**Direction**
Extract each line bearing the word "components".
## BEGIN
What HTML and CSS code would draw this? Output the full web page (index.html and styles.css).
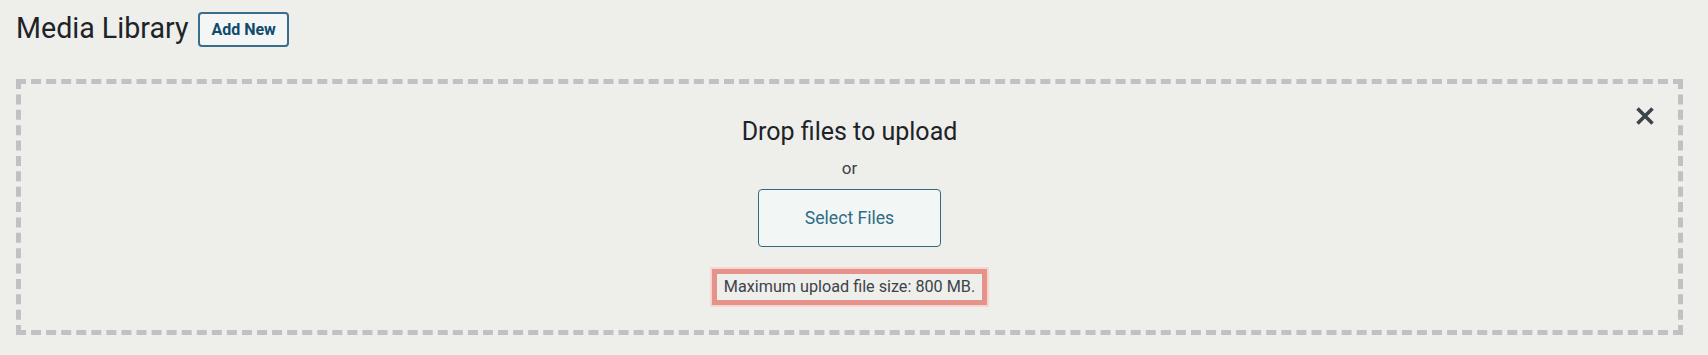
FILE: index.html
```html
<!DOCTYPE html>
<html lang="en">

<head>
    <meta charset="UTF-8">
    <meta name="viewport" content="width=device-width, initial-scale=1.0">
    <title>Media Library</title>

    <link rel="stylesheet" href="styles.css">
</head>

<body>
    <div class="wrap">
        <div class="pageHead">
            <h1 class="pageTitle">Media Library</h1>
            <a class="addNew" href="#">Add New</a>
        </div>

        <div class="uploader">
            <button class="closeBtn" type="button" aria-label="Close uploader">
                <svg width="20" height="20" viewBox="0 0 20 20">
                    <path d="M2.5 2.5 L17.5 17.5 M17.5 2.5 L2.5 17.5" stroke="#3c434a" stroke-width="3.6" fill="none" />
                </svg>
            </button>

            <p class="dropInfo">Drop files to upload</p>
            <p class="orText">or</p>
            <button class="selectBtn" type="button">Select Files</button>
            <p class="maxSize">Maximum upload file size: 800 MB.</p>
        </div>
    </div>
</body>

</html>
```

FILE: styles.css
```css
*{
    margin: 0;
    padding: 0;
    box-sizing: border-box;
}

body{
    background-color: #eeeeeb;
    font-family: Roboto, "Liberation Sans", sans-serif;
    color: #1d2327;
}

.wrap{
    padding: 11px 25px 0 16px;
}

.pageHead{
    display: flex;
    align-items: flex-start;
    gap: 10px;
}

.pageTitle{
    font-size: 28.6px;
    font-weight: 400;
    line-height: 34px;
    color: #1d2327;
}

.addNew{
    margin-top: 1px;
    height: 35px;
    padding: 6px 11px;
    border: 2px solid #3a6d8c;
    border-radius: 4px;
    background-color: #f4f6f6;
    color: #0f4a6c;
    font-size: 16px;
    font-weight: 700;
    line-height: 19px;
    text-decoration: none;
}

.uploader{
    position: relative;
    margin-top: 32px;
    height: 256px;
    border: 5px dashed #c0c1c2;
    display: flex;
    flex-direction: column;
    align-items: center;
    padding-top: 31px;
}

.closeBtn{
    position: absolute;
    top: 22px;
    right: 23px;
    width: 20px;
    height: 20px;
    border: none;
    background: none;
    display: flex;
}

.dropInfo{
    font-size: 25px;
    line-height: 34px;
    color: #1d2327;
}

.orText{
    margin-top: 8px;
    font-size: 17px;
    line-height: 22px;
    color: #3c434a;
}

.selectBtn{
    margin-top: 10px;
    height: 58px;
    padding: 0 46px;
    border: 1px solid #336a80;
    border-radius: 4px;
    background-color: #f2f6f5;
    color: #2f6c86;
    font-family: Roboto, "Liberation Sans", sans-serif;
    font-size: 17.6px;
}

.maxSize{
    margin-top: 22px;
    padding: 3px 7px;
    border: 5px solid #e5928a;
    box-shadow: 0 0 0 2px #f7d6d1;
    font-size: 16.2px;
    line-height: 20px;
    color: #3c434a;
}
```
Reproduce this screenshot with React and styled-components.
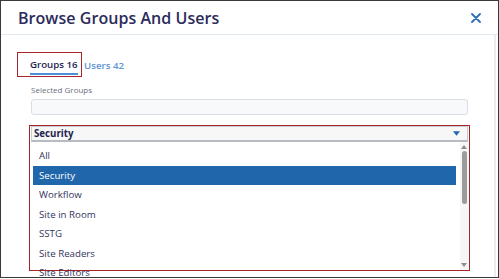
import React from 'react';
import styled, { createGlobalStyle } from 'styled-components';

const GlobalStyle = createGlobalStyle`
    html, body {
        margin: 0;
        padding: 0;
        background: #fff;
    }
    body {
        font-family: "Open Sans", "Liberation Sans", sans-serif;
    }
`

const FRAME = styled.div`
    width: 499px;
    height: 278px;
    box-sizing: border-box;
    border: 1px solid #3a3a3a;
    background: #fff;
    overflow: hidden;
    display: flex;
    flex-direction: column;
`

const HEADER = styled.div`
    height: 34px;
    flex-shrink: 0;
    box-sizing: border-box;
    display: flex;
    align-items: center;
    justify-content: space-between;
    padding: 0 15px 0 17px;
    border-bottom: 1.5px solid #e2e8f0;
`

const TITLE = styled.h1`
    margin: 0;
    font-size: 16px;
    font-weight: 600;
    color: #2b2b5c;
    letter-spacing: 0.05px;
`

const CLOSE = styled.button`
    border: none;
    background: none;
    padding: 0;
    width: 14px;
    height: 14px;
    display: flex;
    align-items: center;
    justify-content: center;
    cursor: pointer;
`

const BODY = styled.div`
    flex: 1;
    display: flex;
    flex-direction: column;
    padding: 17px 0 0 16px;
    margin-right: 2px;
    border-right: 2px solid #e9edf2;
`

const TABS = styled.div`
    display: flex;
    align-items: flex-end;
    gap: 2px;
`

const ANNOTATE = styled.div`
    border: 1.5px solid #a8242b;
    box-sizing: border-box;
`

const TAB_MARK = styled(ANNOTATE)`
    width: 65px;
    height: 25px;
    padding-left: 12px;
    display: flex;
    align-items: flex-end;
`

const TAB = styled.div`
    font-size: 9.7px;
    font-weight: 600;
    color: ${p => (p.$active ? '#24244f' : '#5f95d3')};
    padding-bottom: ${p => (p.$active ? '1px' : '4px')};
    border-bottom: ${p => (p.$active ? '2px solid #4b8fd9' : 'none')};
    margin-bottom: ${p => (p.$active ? '1px' : '0')};
    line-height: 14px;
    white-space: nowrap;
`

const LABEL = styled.div`
    margin: 8px 0 0 14px;
    font-size: 8px;
    color: #6a6f7a;
    line-height: 10px;
`

const INPUT = styled.div`
    margin: 4px 0 0 14px;
    width: 437px;
    height: 16px;
    box-sizing: border-box;
    border: 1px solid #dadee4;
    border-radius: 3px;
    background: #f8f9fa;
`

const DROP_MARK = styled(ANNOTATE)`
    margin: 10px 0 0 12px;
    width: 441px;
    height: 146px;
    padding: 0 1px;
    display: flex;
    flex-direction: column;
`

const SELECT = styled.div`
    height: 16px;
    flex-shrink: 0;
    box-sizing: border-box;
    display: flex;
    align-items: center;
    justify-content: space-between;
    padding: 0 7px 0 2px;
    background: #f7f7f8;
    border: 1px solid #c9ccd2;
    border-bottom: 2px solid #b6bac1;
    font-size: 9.7px;
    font-weight: 700;
    color: #24244f;
`

const LIST_WRAP = styled.div`
    display: flex;
    flex: 1;
    min-height: 0;
`

const LIST = styled.div`
    flex: 1;
    padding: 4px 4px 0 2px;
    display: flex;
    flex-direction: column;
`

const ITEM = styled.div`
    height: 19.5px;
    flex-shrink: 0;
    display: flex;
    align-items: center;
    padding-left: 6px;
    font-size: 9.7px;
    color: ${p => (p.$selected ? '#fff' : '#33335c')};
    background: ${p => (p.$selected ? '#1f67aa' : 'transparent')};
`

const SCROLLBAR = styled.div`
    width: 8px;
    flex-shrink: 0;
    background: #f6f6f6;
    display: flex;
    flex-direction: column;
    align-items: center;
    justify-content: space-between;
    padding: 3px 0;
    box-sizing: border-box;
`

const THUMB = styled.div`
    width: 5px;
    height: 53px;
    border-radius: 3px;
    background: #9c9c9c;
    margin-top: 2px;
`

const SCROLL_BODY = styled.div`
    flex: 1;
    display: flex;
    flex-direction: column;
    align-items: center;
`

const groups = ['All', 'Security', 'Workflow', 'Site in Room', 'SSTG', 'Site Readers', 'Site Editors'];

const Arrow = ({ up, color = '#8d8d8d', size = 5 }) => (
    <svg width={size + 1} height={size - 1} viewBox="0 0 6 4">
        <path d={up ? 'M0 4 L3 0 L6 4 Z' : 'M0 0 L6 0 L3 4 Z'} fill={color} />
    </svg>
)

const App = () => {
    return (
        <>
            <GlobalStyle />
            <FRAME>
                <HEADER>
                    <TITLE>Browse Groups And Users</TITLE>
                    <CLOSE aria-label="Close">
                        <svg width="10" height="10" viewBox="0 0 10 10">
                            <path d="M1 1 L9 9 M9 1 L1 9" stroke="#2f6db8" strokeWidth="1.8" strokeLinecap="round" />
                        </svg>
                    </CLOSE>
                </HEADER>

                <BODY>
                    <TABS>
                        <TAB_MARK>
                            <TAB $active>Groups 16</TAB>
                        </TAB_MARK>
                        <TAB>Users 42</TAB>
                    </TABS>

                    <LABEL>Selected Groups</LABEL>
                    <INPUT />

                    <DROP_MARK>
                        <SELECT>
                            <span>Security</span>
                            <Arrow color="#2166b0" size={6} />
                        </SELECT>
                        <LIST_WRAP>
                            <LIST>
                                {groups.map(g => (
                                    <ITEM key={g} $selected={g === 'Security'}>{g}</ITEM>
                                ))}
                            </LIST>
                            <SCROLLBAR>
                                <SCROLL_BODY>
                                    <Arrow up />
                                    <THUMB />
                                </SCROLL_BODY>
                                <Arrow />
                            </SCROLLBAR>
                        </LIST_WRAP>
                    </DROP_MARK>
                </BODY>
            </FRAME>
        </>
    )
}

export default App;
## END
**Result for this task**
Reproduce this screenshot with React and styled-components.
import styled, { createGlobalStyle } from 'styled-components';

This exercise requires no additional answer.